José Steinsleger
El triunfo de Eros

Quince siglos de guerra frontal contra la sexualidad humana y algunas personas de fuera o dentro de la Iglesia católica siguen planteando que las ``aberraciones sexuales'' son fruto de las civilizaciones en su fase decadente.

¿A cuáles aberraciones se refieren? ¿A las que narra la Biblia, sodomía (Génesis, 19:4-5), fornicación con demonios, bestialismo, masturbación ante la estatua de Moloch e incesto con madre, hija o nieta (Levítico 17:7; 18:23; 23:13 y 18:7-17)? ¿O a las dulces insinuaciones de El Cantar de los cantares?

De la doble moral de los pitagóricos, que prohibían comer habas por su parecido con las nalgas femeninas, San Agustín elaboró un orden de hábitos y costumbres reacio a los prodigios del semen y horrorizado con las necesidades del cuerpo.

Mateo sentenció que mirar a una mujer con codicia era igual a cometer adulterio con ella en el corazón (5:27). Por tanto, sólo quedaba arrancarse el ojo derecho. Pero el sabio San Jerónimo (331-420 dC), lejos de hacerle caso confesó que pese al fervor de sus penitencias y flagelaciones, el sueño lo arrojaba cada noche en los brazos de las patricias romanas. En cambio, el patriarca Orígenes (184-254 dC), de Alejandría, recurrió al libre albedrío y se cortó el pirulín con un cuchillo filoso, sacrificio algo doloroso más que heroico.

Después de su conversión, el fariseo Pablo, creador del complejo de culpa, veía en la homosexualidad desviación y degeneración. Pablo santificó el matrimonio heterosexual como mero reproductor de la especie. Mas nada dijo sobre los heterosexuales que violan la voluntad de quienes no desean ser amados, omitiendo así que en la intención radica toda desviación y degeneración erótica.

El coro de la Capilla Sixtina estaba integrado por niños depurados a tiempo de su sexo para conservarles voces de querubines. El Vaticano usó legiones de eunucos como guardia suiza de sus aposentos. Y es un secreto a voces que nunca la delincuencia sexual fue más sombría cuando los conventos de la Cruz llegaron a parecerse fraternalmente a los serrallos de la Media Luna.

El amor... ¡qué lucha! Identificado con la carne en el orbe siriaco y cristiano, el amor sería la gran prueba de nuestras debilidades y maldades. Todo cuanto constriñe al cuerpo, servicio directo al alma: ascetismo, abstinencia, ayuno, represión de los sentidos. Las diferencias cualitativas del ser humano, reducidas a meras diferencias cuantitativas.

Culpa y confesión, confusión y pecado, el amor ha tenido que vérselas con el pavoroso legado sexual de la humanidad, sujeto, en todas las civilizaciones, a la historia religiosa, política y militar. ¿Y la misoginia clerical? Otro contrasentido, pues ¿cómo se puede amar a los hombres si se odia a las mujeres?
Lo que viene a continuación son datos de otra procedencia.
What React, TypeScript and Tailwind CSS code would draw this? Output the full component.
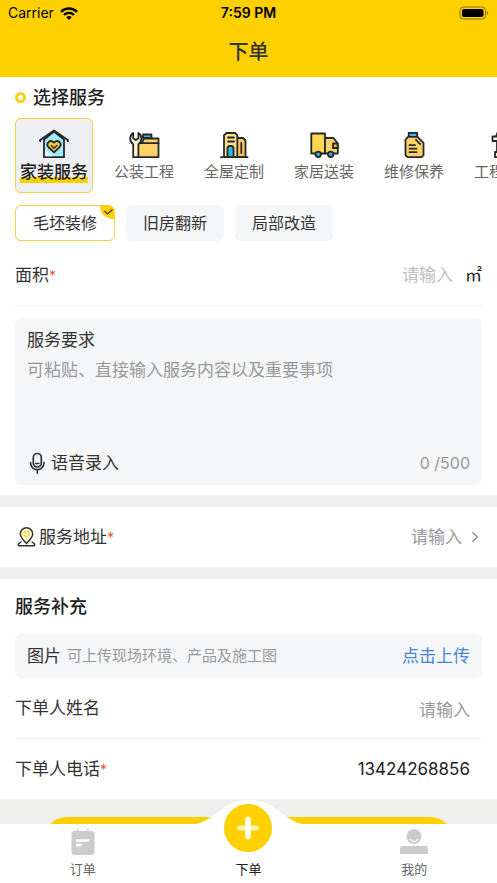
import { useState } from "react"
import type { ReactNode } from "react"
import { ChevronRight } from "lucide-react"

interface Service {
  label: string
  icon: ReactNode
}

interface TabButtonProps {
  label: string
  active?: boolean
  icon: ReactNode
}

function ServiceIcon({ children }: { children: ReactNode }) {
  return (
    <svg
      viewBox="0 0 30 30"
      className="w-[30px] h-[30px] shrink-0 overflow-visible"
      fill="none"
      stroke="#25282b"
      strokeWidth="1.8"
      strokeLinejoin="round"
      strokeLinecap="round"
      aria-hidden="true"
    >
      {children}
    </svg>
  )
}

const services: Service[] = [
  {
    label: "家装服务",
    icon: (
      <ServiceIcon>
        <path d="M5 10.5 15 2.5l10 8v17.7H5z" fill="#a5ecfa" />
        <path d="M6 20v7.3h8z" fill="#e3fafe" stroke="none" />
        <path d="M1.200 12.300V11L15 1.500 28.800 11v1.300" strokeWidth="2" />
        <path
          d="M15 23.400l-5.200-4.900c-3.800-4 1.200-8.900 5.200-4.800 4-4.100 9 .8 5.200 4.800z"
          fill="#fdc441"
        />
        <path d="M12.500 16.800l2.500 2.400 3-2.700" strokeWidth="1.4" />
      </ServiceIcon>
    ),
  },
  {
    label: "公装工程",
    icon: (
      <ServiceIcon>
        <path d="M14 9V5.500h8.500V9z" fill="#39b5de" />
        <path d="M9 28.200V14h4l2-4.500h14.500v18.700z" fill="#fdd368" />
        <path d="M13.500 14.200h16" />
        <path
          d="M4.200 28.200V15.300C.2 12.800.2 6.200 4.200 4v5.300l2.600 1.800 2.600-1.800V4c4 2.200 4 8.800 0 11.300v12.900z"
          fill="#fff3cf"
        />
      </ServiceIcon>
    ),
  },
  {
    label: "全屋定制",
    icon: (
      <ServiceIcon>
        <path d="M18 9h6l2.500 2.500v16.700H18z" fill="#fdc65a" />
        <path d="M5 28.200v-22L7.500 4H16l2.300 2.200v22z" fill="#fde08a" />
        <path d="M8.500 28.200V18.500L10 17h3l1.500 1.500v9.700z" fill="#39b5de" />
        <path d="M9 8.500h6M9 12.500h6M22.300 14v10M2 28.200h26.500" />
      </ServiceIcon>
    ),
  },
  {
    label: "家居送装",
    icon: (
      <ServiceIcon>
        <path d="M2.300 4.500H16v20H2.300z" fill="#fdd54f" />
        <path d="M16 9h8.500l4.300 5.500v10H16z" fill="#fdd368" />
        <path d="M28.500 14.500H24v4.500h4.800z" fill="#fdb92e" />
        <circle cx="9.2" cy="25.3" r="2.7" fill="#39b5de" />
        <circle cx="21.7" cy="25.3" r="2.7" fill="#39b5de" />
      </ServiceIcon>
    ),
  },
  {
    label: "维修保养",
    icon: (
      <ServiceIcon>
        <path d="M9.700 3.800h8.500v4H9.700z" fill="#39b5de" />
        <path d="M6.500 10.500L9 7.800h9.500l6 6v12.400l-2 2h-14l-2-2z" fill="#fdd368" />
        <path d="M10.500 16.200h5.500M10.500 19.700h7M10.500 23.200h7M17 10.800l4.200 4.300" />
      </ServiceIcon>
    ),
  },
  {
    label: "工程监理",
    icon: (
      <ServiceIcon>
        <path d="M7 7.500L8.500 3.500h13L23 7.500z" fill="#39b5de" />
        <path d="M3.500 7.500h23V12h-23z" fill="#fff3cf" />
        <path d="M8 12h14v11H8z" fill="#fdd368" />
        <path d="M6 23h18v5.200H6z" fill="#fff3cf" />
      </ServiceIcon>
    ),
  },
]

const serviceTypes = ["毛坯装修", "旧房翻新", "局部改造"]

function Required() {
  return <span className="text-sm text-[#f0562e]">*</span>
}

function StatusBar() {
  return (
    <div className="h-[26px] px-2 grid grid-cols-3 items-center text-sm text-black">
      <div className="flex items-center gap-1.5">
        <span>Carrier</span>
        <svg viewBox="0 0 18 13" className="w-[18px] h-[13px]" fill="none" stroke="#000" strokeWidth="2.4">
          <path d="M1 4.800a11.300 11.300 0 0 1 16 0" />
          <path d="M4 8a7 7 0 0 1 10 0" />
          <path d="M6.300 10.300a3.800 3.800 0 0 1 5.400 0L9 13z" fill="#000" stroke="none" />
        </svg>
      </div>
      <span className="text-center font-semibold">7:59 PM</span>
      <svg viewBox="0 0 30 14" className="w-[30px] h-[14px] justify-self-end">
        <rect x="1" y="1" width="25.5" height="12" rx="3.5" fill="none" stroke="#8a7200" />
        <rect x="3" y="3" width="21.5" height="8" rx="1.8" fill="#000" />
        <path d="M28 5v4c1.600-.6 1.600-3.400 0-4z" fill="#8a7200" />
      </svg>
    </div>
  )
}

function TabButton({ label, active, icon }: TabButtonProps) {
  return (
    <button
      type="button"
      className={`flex flex-col items-center justify-end pb-1 text-[13px] leading-5 ${
        active ? "text-[#222]" : "text-[#666]"
      }`}
    >
      {icon}
      <span>{label}</span>
    </button>
  )
}

function TabBar() {
  return (
    <nav className="relative shrink-0 h-[59px] bg-white grid grid-cols-3 grid-rows-1">
      {/* white hump behind the round add button */}
      <svg
        viewBox="0 0 140 25"
        className="absolute left-1/2 -translate-x-1/2 -top-6 w-[140px] h-[25px]"
        aria-hidden="true"
      >
        <path d="M8 25C36 25 40 0 70 0s34 25 62 25z" fill="#fff" />
      </svg>
      <TabButton
        label="订单"
        icon={
          <svg viewBox="0 0 24 26" className="shrink-0 w-6 h-[26px] mb-1" aria-hidden="true">
            <rect x="0.5" y="2" width="23" height="24" rx="3" fill="#ccc" />
            <path d="M6.500 0v4M17 0v4" stroke="#ccc" strokeWidth="1.6" />
            <path d="M5 11.500h13M5 16h6" stroke="#fff" strokeWidth="2.4" />
          </svg>
        }
      />
      <TabButton
        label="下单"
        active
        icon={
          <svg viewBox="0 0 48 48" className="relative shrink-0 w-12 h-12 mb-[7px]" aria-hidden="true">
            <circle cx="24" cy="24" r="24" fill="#ffd000" />
            <path d="M15.500 24h17" stroke="#fff1b0" strokeWidth="5" strokeLinecap="round" />
            <path d="M24 15.500v17" stroke="#fff" strokeWidth="5.5" strokeLinecap="round" />
          </svg>
        }
      />
      <TabButton
        label="我的"
        icon={
          <svg viewBox="0 0 28 26" className="shrink-0 w-7 h-[26px] mb-1" aria-hidden="true">
            <circle cx="14" cy="7.5" r="7.5" fill="#ccc" />
            <path d="M10.500 10.500c1.800 2.800 5.200 2.800 7 0" fill="none" stroke="#fff" strokeWidth="1.3" strokeLinecap="round" />
            <path d="M0 25v-5.500q0-2.500 2.500-2.500h23q2.500 0 2.500 2.500V25z" fill="#ccc" />
          </svg>
        }
      />
    </nav>
  )
}

export default function App() {
  const [service, setService] = useState(0)
  const [type, setType] = useState(0)
  const [demand, setDemand] = useState("")
  const [phone, setPhone] = useState("13424268856")

  return (
    <div className="h-screen flex flex-col overflow-hidden bg-[#efefee] text-[17px] leading-6 text-[#333] font-[Inter,'Noto_Sans_CJK_SC',sans-serif]">
      <header className="shrink-0 h-[77px] bg-[#ffd000]">
        <StatusBar />
        <h1 className="h-[51px] flex items-center justify-center text-xl font-medium">下单</h1>
      </header>

      <main className="flex-1 min-h-0 overflow-y-auto [scrollbar-width:none]">
        <section className="bg-white px-[15px] pb-2.5">
          <h2 className="h-[41px] flex items-center gap-[7px] text-lg font-medium text-[#222]">
            <span className="w-[11px] h-[11px] rounded-full border-3 border-[#f7cf1d]" />
            选择服务
          </h2>

          <div className="-mr-[15px] flex gap-3 overflow-x-auto [scrollbar-width:none]">
            {services.map((item, index) => (
              <button
                key={item.label}
                type="button"
                onClick={() => setService(index)}
                className={`shrink-0 w-[78px] h-[75px] pt-2.5 flex flex-col items-center rounded-md border whitespace-nowrap ${
                  service === index
                    ? "border-[#f3d03c] bg-[#edeff2] text-[17px] font-medium text-[#222]"
                    : "border-transparent text-[15px] text-[#666]"
                }`}
              >
                {item.icon}
                <span
                  className={`mt-0.5 leading-[22px] ${
                    service === index
                      ? "bg-linear-to-t from-[#fbd000] from-25% to-transparent to-25%"
                      : ""
                  }`}
                >
                  {item.label}
                </span>
              </button>
            ))}
          </div>

          <div className="mt-3 flex gap-[11px]">
            {serviceTypes.map((label, index) => (
              <button
                key={label}
                type="button"
                onClick={() => setType(index)}
                className={`relative h-9 rounded-md border text-base overflow-hidden ${
                  type === index
                    ? "w-[100px] border-[#f3d03c] bg-white"
                    : "w-[98px] border-[#f5f6f8] bg-[#f5f6f8]"
                }`}
              >
                {label}
                {type === index && (
                  <svg viewBox="0 0 14 13" className="absolute top-0 right-0 w-[14px] h-[13px]" aria-hidden="true">
                    <path d="M0 0h14v13C6 13 0 8 0 0z" fill="#fbd000" />
                    <path d="M4.500 5l3 3 5-4.500" fill="none" stroke="#333" strokeWidth="1.2" />
                  </svg>
                )}
              </button>
            ))}
          </div>

          <div className="h-[65px] pt-1 flex items-center border-b border-[#eee]">
            <label htmlFor="area" className="shrink-0">
              面积
              <Required />
            </label>
            <input
              id="area"
              placeholder="请输入"
              className="flex-1 min-w-0 text-right outline-none placeholder:text-[#bfbfbf]"
            />
            <span className="ml-3 text-[#222]">㎡</span>
          </div>

          <div className="mt-3 px-3 py-2.5 rounded-md bg-[#f5f6f8]">
            <label htmlFor="demand" className="block">
              服务要求
            </label>
            <textarea
              id="demand"
              maxLength={500}
              value={demand}
              onChange={(e) => setDemand(e.target.value)}
              placeholder="可粘贴、直接输入服务内容以及重要事项"
              className="block w-full h-[89px] mt-1.5 resize-none outline-none placeholder:text-[#999]"
            />
            <div className="mt-1 flex items-center justify-between">
              <button type="button" className="flex items-center gap-1">
                <svg
                  viewBox="0 0 20 22"
                  className="w-5 h-[22px]"
                  fill="none"
                  stroke="#333"
                  strokeWidth="1.7"
                  strokeLinecap="round"
                  aria-hidden="true"
                >
                  <rect x="6.3" y="1.5" width="8" height="13.5" rx="4" />
                  <path d="M3.500 10.500c0 9.500 13.500 9.500 13.500 0M10.300 18v3M8.800 11.500h3" />
                </svg>
                语音录入
              </button>
              <span className="text-base text-[#999]">{demand.length} /500</span>
            </div>
          </div>
        </section>

        <section className="mt-3 h-[60px] bg-white px-[15px] flex items-center">
          <svg viewBox="0 0 24 24" className="w-6 h-6 shrink-0" fill="none" stroke="#333" strokeWidth="1.5" aria-hidden="true">
            <path d="M11.500 18.500C8 15 5.300 12 5.300 9a6.200 6.200 0 0 1 12.400 0c0 3-2.700 6-6.200 9.500z" fill="#fffbe0" />
            <circle cx="11.5" cy="8.8" r="2.5" stroke="#f0dc3c" />
            <path d="M6 17l-2.200 1.500c-1 1.700-.5 2.300.5 2.300h14.400c1 0 1.500-.6.5-2.300L17 17" strokeLinecap="round" />
          </svg>
          <label htmlFor="address" className="shrink-0">
            服务地址
            <Required />
          </label>
          <input
            id="address"
            placeholder="请输入"
            className="flex-1 min-w-0 text-right outline-none placeholder:text-[#999]"
          />
          <ChevronRight className="ml-1 -mr-0.5 w-[18px] h-[18px] text-[#888]" strokeWidth={1.5} />
        </section>

        <section className="mt-3 bg-white px-[15px]">
          <h2 className="h-[55px] flex items-center text-lg font-medium text-[#222]">服务补充</h2>
          <div className="h-11 px-3 flex items-center rounded-md bg-[#f5f6f8]">
            <span>图片</span>
            <span className="ml-1.5 flex-1 text-[15px] text-[#999]">可上传现场环境、产品及施工图</span>
            <button type="button" className="shrink-0 text-[#4585d6]">
              点击上传
            </button>
          </div>
          <div className="h-[61px] pr-3 flex items-center border-b border-[#f2f2f2]">
            <label htmlFor="name" className="shrink-0">
              下单人姓名
            </label>
            <input
              id="name"
              placeholder="请输入"
              className="flex-1 min-w-0 pt-1 text-right outline-none placeholder:text-[#999]"
            />
          </div>
          <div className="h-[60px] pr-3 flex items-center">
            <label htmlFor="phone" className="shrink-0">
              下单人电话
              <Required />
            </label>
            <input
              id="phone"
              type="tel"
              value={phone}
              onChange={(e) => setPhone(e.target.value)}
              className="flex-1 min-w-0 text-right outline-none text-[#222]"
            />
          </div>
        </section>

        <div className="px-[43px] py-[18px]">
          <button type="button" aria-label="提交" className="block w-full h-12 rounded-full bg-[#ffd000]" />
        </div>
      </main>

      <TabBar />
    </div>
  )
}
Convengamos que en el séptimo día Dios creó a la mujer sacándola del cuerpo de Adán. ¿Quiere decir que hasta el día anterior éramos andróginos? ¿O la presencia de las tetillas y del costurón inferior del escroto en el varón no echa luz suficiente, dado que la presencia de un órgano sin función denuncia una función abolida: la unidad primordial de ambos sexos?

Si aceptamos el androginismo originario de la humanidad también debemos aceptar la idea de que la evolución diversificadora de la especie no ha llegado a anular del todo la supervivencia del otro sexo en cada individuo.

Entonces, hablar de homosexualismo, lesbianismo, transexualismo o bisexualismo sería convencional. Lo único que existe es el ejercicio de la sexualidad y el goce privativo de cada quien.

¿Decadencia moral? Sin dudas. Pero esta decadencia no nace del ejercicio libre de la sexualidad sino de la homofobia laica y religiosa: libidos encarceladas, comisarios del sexo, pornografía integrista, infelicidad erótica, clericalismo medioeval. ¿Que si la carne y la sangre son la única forma del amor?

Claro que no. Porque si a través de la sangre y de la carne fluye el amor... ¿cómo no percibir también el cuerpo a través del alma?

Pero tampoco todo tiempo pasado fue peor. El cronista Sepúlveda cuenta que los antiguos habitantes de Cuba eran dados a la lascivia y que los más poderosos sostenían todas las mujeres que podían.

Cuando algún hombre poderoso o príncipe del reino se casaba, había la costumbre de que el mismo día de la boda franquease la novia a todos los convidados.

Después de haberlos recibido sucesivamente en el lecho nupcial, la novia salía en público y sacudía el brazo derecho con fuerza, desembarazo y toda la energía posible, dando a entender con esta ceremonia que había desempeñado bien sus funciones.